When working with Taylor polynomials, one of the first steps is to calculate the derivatives of the function in question. A derivative provides the rate at which a function changes. In other words, it tells us how a function behaves as its input changes.

To find a Taylor polynomial for a given function like \( f(x) = \sin x \), the derivatives of that function are needed at a specific point, here given as \( a = \frac{\pi}{4} \).
Examples of derivatives include:

• First derivative \( f'(x) = \cos x \): This derivative shows the instantaneous rate of change, or slope, of \( \sin x \) at any point \( x \).
• Second derivative \( f''(x) = -\sin x \): Represents the rate of change of the rate of change of \( \sin x \). It helps understand the concavity of the function.
• Third derivative \( f'''(x) = -\cos x \): Continues to describe the behavior of \( \sin x \) as one analyzes changes further.

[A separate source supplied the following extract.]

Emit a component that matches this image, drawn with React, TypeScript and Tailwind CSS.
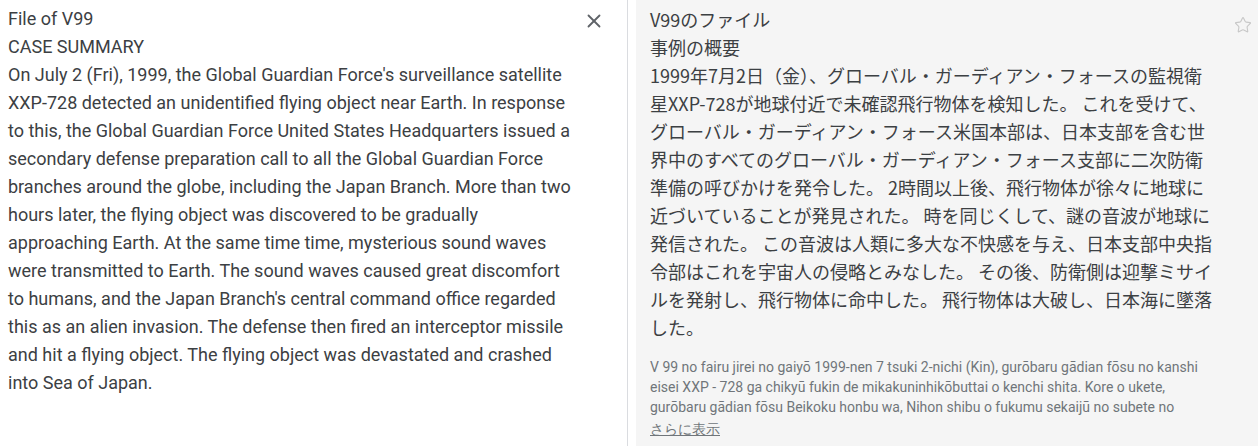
import { X, Star } from "lucide-react";

const source = `File of V99
CASE SUMMARY
On July 2 (Fri), 1999, the Global Guardian Force's surveillance satellite XXP-728 detected an unidentified flying object near Earth. In response to this, the Global Guardian Force United States Headquarters issued a secondary defense preparation call to all the Global Guardian Force branches around the globe, including the Japan Branch. More than two hours later, the flying object was discovered to be gradually approaching Earth. At the same time time, mysterious sound waves were transmitted to Earth. The sound waves caused great discomfort to humans, and the Japan Branch's central command office regarded this as an alien invasion. The defense then fired an interceptor missile and hit a flying object. The flying object was devastated and crashed into Sea of Japan.`;

// line breaks kept as in the rendered translation
const translated = [
  "V99のファイル",
  "事例の概要",
  "1999年7月2日（金）、グローバル・ガーディアン・フォースの監視衛",
  "星XXP-728が地球付近で未確認飛行物体を検知した。 これを受けて、",
  "グローバル・ガーディアン・フォース米国本部は、日本支部を含む世",
  "界中のすべてのグローバル・ガーディアン・フォース支部に二次防衛",
  "準備の呼びかけを発令した。 2時間以上後、飛行物体が徐々に地球に",
  "近づいていることが発見された。 時を同じくして、謎の音波が地球に",
  "発信された。 この音波は人類に多大な不快感を与え、日本支部中央指",
  "令部はこれを宇宙人の侵略とみなした。 その後、防衛側は迎撃ミサイ",
  "ルを発射し、飛行物体に命中した。 飛行物体は大破し、日本海に墜落",
  "した。",
];

const romaji = [
  "V 99 no fairu jirei no gaiyō 1999-nen 7 tsuki 2-nichi (Kin), gurōbaru gādian fōsu no kanshi",
  "eisei XXP - 728 ga chikyū fukin de mikakuninhikōbuttai o kenchi shita. Kore o ukete,",
  "gurōbaru gādian fōsu Beikoku honbu wa, Nihon shibu o fukumu sekaijū no subete no",
];

export default function App() {
  return (
    <div className="flex h-[446px] w-full bg-white font-['Roboto',sans-serif] text-[#3c4043]">
      {/* source panel */}
      <div className="flex w-[628px] shrink-0 border-r border-[#dadce0]">
        <div className="w-[574px] whitespace-pre-line pl-2 pt-[5px] text-[18px] leading-[28px]">
          {source}
        </div>
        <button
          aria-label="Clear source text"
          className="ml-[8px] mt-[9px] flex h-6 w-6 items-center justify-center text-[#5f6368]"
        >
          <X size={22} strokeWidth={2} />
        </button>
      </div>

      {/* translation panel */}
      <div className="ml-2 flex flex-1 bg-[#f5f5f5] pl-[14px] pt-[5px]">
        <div className="w-[580px]">
          <div className="font-['Noto_Sans_CJK_JP',sans-serif] text-[18px] leading-[28px] text-[#3c4043]">
            {translated.map((line, i) => (
              <div key={i} className="whitespace-nowrap">
                {line}
              </div>
            ))}
          </div>
          <div className="mt-[16px] text-[14px] leading-[20px] text-[#70757a]">
            {romaji.map((line, i) => (
              <div key={i} className="whitespace-nowrap">
                {line}
              </div>
            ))}
          </div>
          <a href="#" className="text-[14px] leading-[20px] text-[#70757a] underline">
            さらに表示
          </a>
        </div>
        <button aria-label="Save translation" className="ml-auto mr-[6px] mt-[11px] h-[18px] w-[18px] text-[#c8c8c8]">
          <Star size={18} strokeWidth={1.5} />
        </button>
      </div>
    </div>
  );
}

Each successive derivative gives deeper insight into the function's behavior, which is crucial for accurately constructing Taylor polynomials.

Once derivatives are calculated, the next step in constructing Taylor polynomials involves evaluating these derivatives at the given point \( a = \frac{\pi}{4} \). Functional evaluation is necessary to anchor our Taylor polynomial accurately on the specific point of interest.

At \( x = \frac{\pi}{4} \), each derivative of the function \( \sin x \) is substituted:

• \( f\left(\frac{\pi}{4}\right) = \sin\left(\frac{\pi}{4}\right) = \frac{\sqrt{2}}{2} \): The value of the function itself.
• \( f'\left(\frac{\pi}{4}\right) = \cos\left(\frac{\pi}{4}\right) = \frac{\sqrt{2}}{2} \): The slope of \( \sin x \) at \( \frac{\pi}{4} \).
• \( f''\left(\frac{\pi}{4}\right) = -\sin\left(\frac{\pi}{4}\right) = -\frac{\sqrt{2}}{2} \): Concavity measurement at the same point.
• \( f'''\left(\frac{\pi}{4}\right) = -\cos\left(\frac{\pi}{4}\right) = -\frac{\sqrt{2}}{2} \): Further insights on how fast the concavity is changing.

These evaluations are crucial for establishing points in the approximation of the Taylor polynomial.

The function \( \sin x \) is periodic and oscillates between -1 and 1. It is one of the fundamental trigonometric functions commonly encountered in mathematics.

In the Taylor series context, \( \sin x \) can be approximated around a point using its derivatives. This approximation becomes more accurate as more terms are added.

• The angle \( x = \frac{\pi}{4} \) results in some recognizable values like \( \sin\left(\frac{\pi}{4}\right) = \frac{\sqrt{2}}{2} \).
• These values allow easier calculation and provide a point of reference around which the function behaves predictably.

Understanding how \( \sin x \) works, especially at special points like \( \frac{\pi}{4} \), helps in creating effective Taylor polynomials.

The function \( \cos x \) completes the trigonometric duo alongside \( \sin x \). It, too, is periodic with a similar oscillation pattern, albeit shifted from \( \sin x \).

In generating Taylor polynomials, \( \cos x \) plays a vital role as it represents the first derivative of \( \sin x \). Each derivative sequence will cycle through \( \sin x \) and \( \cos x \) and their negatives:

• \( \cos x \) gives the slope of \( \sin x \) — crucial for Taylor polynomial terms.
• It has its own unique point values with \( \cos\left(\frac{\pi}{4}\right) = \frac{\sqrt{2}}{2} \), similar to \( \sin x \) at \( \frac{\pi}{4} \).

Grasping \( \cos x \) allows deeper insight into creating accurate approximations through its interaction with \( \sin x \).